A La Stampa: «Contro Tsitsipas non aveva un piano B. Ai miei tempi non si usavano molto i coach. Ho deciso di fare il tennista guardando tutte quelle ragazze correre dietro a Borg»

John McEnroe tiene banco sui giornali italiani, non ha mai concesso tante interviste ai nostri quotidiani. Si parla ovviamente sempre del suo possibile ingaggio come supercoach di Sinner. Stavolta lo fa con La Stampa, in precedenza lo ha fatto col Corriere della Sera.
In Italia c’è grande curiosità: Riccardo Piatti l’ha finalmente ingaggiata come aiuto coach di Sinner?
«Durante il terzo set del match di Jannik con Tsitsipas in effetti mi aspettavo una chiamata da Riccardo…»
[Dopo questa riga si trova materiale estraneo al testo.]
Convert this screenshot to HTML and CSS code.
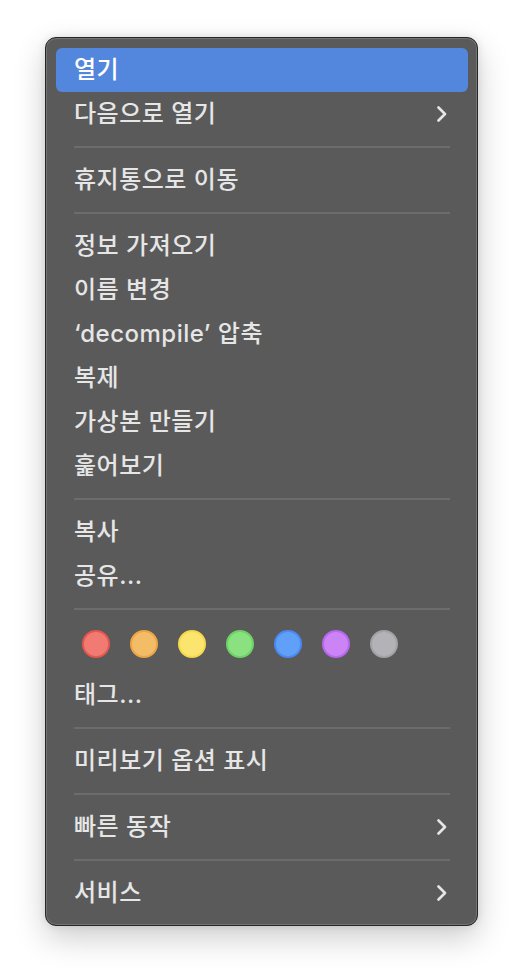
FILE: index.html
```html
<!DOCTYPE html>
<html lang="ko">
<head>
<meta charset="utf-8">
<link rel="stylesheet" href="styles.css">
</head>
<body>
<div class="menu">
  <div class="item active"><span>열기</span></div>
  <div class="item"><span>다음으로 열기</span><svg class="chev" viewBox="0 0 10 16"><polyline points="1.5,1.5 8,8 1.5,14.5"/></svg></div>
  <div class="sep"></div>
  <div class="item"><span>휴지통으로 이동</span></div>
  <div class="sep"></div>
  <div class="item"><span>정보 가져오기</span></div>
  <div class="item"><span>이름 변경</span></div>
  <div class="item"><span>‘decompile’ 압축</span></div>
  <div class="item"><span>복제</span></div>
  <div class="item"><span>가상본 만들기</span></div>
  <div class="item"><span>훑어보기</span></div>
  <div class="sep"></div>
  <div class="item"><span>복사</span></div>
  <div class="item"><span>공유...</span></div>
  <div class="sep"></div>
  <div class="tags">
    <span class="dot red"></span>
    <span class="dot orange"></span>
    <span class="dot yellow"></span>
    <span class="dot green"></span>
    <span class="dot blue"></span>
    <span class="dot purple"></span>
    <span class="dot gray"></span>
  </div>
  <div class="item"><span>태그...</span></div>
  <div class="sep"></div>
  <div class="item"><span>미리보기 옵션 표시</span></div>
  <div class="sep"></div>
  <div class="item"><span>빠른 동작</span><svg class="chev" viewBox="0 0 10 16"><polyline points="1.5,1.5 8,8 1.5,14.5"/></svg></div>
  <div class="sep"></div>
  <div class="item"><span>서비스</span><svg class="chev" viewBox="0 0 10 16"><polyline points="1.5,1.5 8,8 1.5,14.5"/></svg></div>
</div>
</body>
</html>
```
FILE: styles.css
```css
html, body {
  margin: 0;
  padding: 0;
  background: #ffffff;
}
body {
  box-sizing: border-box;
  min-height: 980px;
  padding: 37px 0 0 45px;
  font-family: Inter, "Noto Sans CJK KR", sans-serif;
}
.menu {
  box-sizing: border-box;
  width: 433px;
  height: 889px;
  background: #5a5a5a;
  border: 1px solid #262626;
  border-radius: 11px;
  padding: 10px 9px 10px 10px;
  box-shadow: inset 0 0 0 1px #747474, 0 12px 32px rgba(0, 0, 0, 0.2), 0 0 8px rgba(0, 0, 0, 0.1);
  display: flex;
  flex-direction: column;
}
.item {
  height: 44px;
  flex: none;
  display: flex;
  align-items: center;
  justify-content: space-between;
  padding: 0 21px 0 18px;
  border-radius: 6px;
  color: #e6e6e6;
  font-size: 24px;
  font-weight: 500;
  letter-spacing: 0.5px;
}
.item span {
  line-height: 1;
}
.item.active {
  background: #5387dd;
  color: #ffffff;
}
.chev {
  width: 10px;
  height: 16px;
  fill: none;
  stroke: #e6e6e6;
  stroke-width: 2.6;
  stroke-linecap: round;
  stroke-linejoin: round;
}
.sep {
  flex: none;
  height: 2px;
  margin: 10px 18px;
  background: #6c6c6c;
}
.tags {
  flex: none;
  height: 53px;
  box-sizing: border-box;
  padding: 10px 0 0 26px;
  display: flex;
  gap: 20px;
}
.dot {
  box-sizing: border-box;
  width: 28px;
  height: 28px;
  border-radius: 50%;
  border: 2px solid;
}
.red { background: #f17b73; border-color: #e4574d; }
.orange { background: #f3bc67; border-color: #eca444; }
.yellow { background: #fce56f; border-color: #f6d84c; }
.green { background: #8ae17f; border-color: #6cd263; }
.blue { background: #61a0f8; border-color: #4a89f3; }
.purple { background: #cb83f6; border-color: #b667ee; }
.gray { background: #b3b2b6; border-color: #a2a1a6; }
```
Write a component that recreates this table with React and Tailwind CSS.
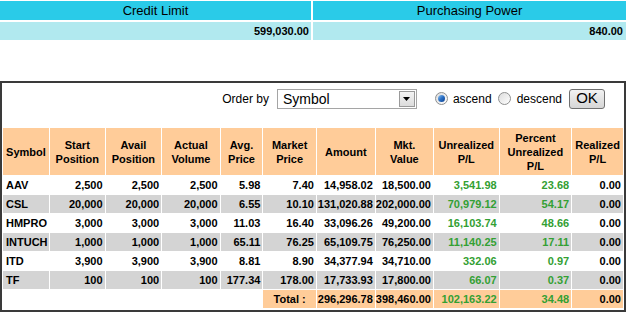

Che cosa non le è piaciuto?
«Stefanos ha giocato un grande match ma Jannik non aveva un “piano B”. Si è come bloccato. Capita, se il tuo avversario gioca così bene, è capitato anche a me. Jannik è un gran bravo ragazzo ma deve migliorare ancora. Non è a suo agio a rete e ogni tanto è incerto in mezzo al campo. Deve imparare a cambiare marcia, a fare cose diverse, non può stare due o tre metri dietro la riga di fondo come Nadal, non è il suo gioco. Ma bisogna anche guardare il lato positivo. Ha fatto tanti progressi, è già un campione, può vincere uno o più Slam. Riccardo però non mi ha chiamato. Forse ha deciso di fare da solo…».
Da zero a dieci quanto sono stati importanti i coach nella sua carriera?
«Vediamo…Due? Ma ai miei tempi i coach non usavamo molto. Oggi i tennistici girano con lo psicologo, il trainer, il fisio, due o tre coach, la famiglia, gli amici, persino lo chef. È un mondo diverso».
Borg è stato invece il più importante, la prima vera superstar?
«Stai dicendo che è stato più forte di me, vero? Sì, con il suo stile e i sciso uoi successi Bjorn ha cambiato il tennis. È stato vedendo tutte quelle ragazze che gli correvano dietro che ho deciso di fare il tennista».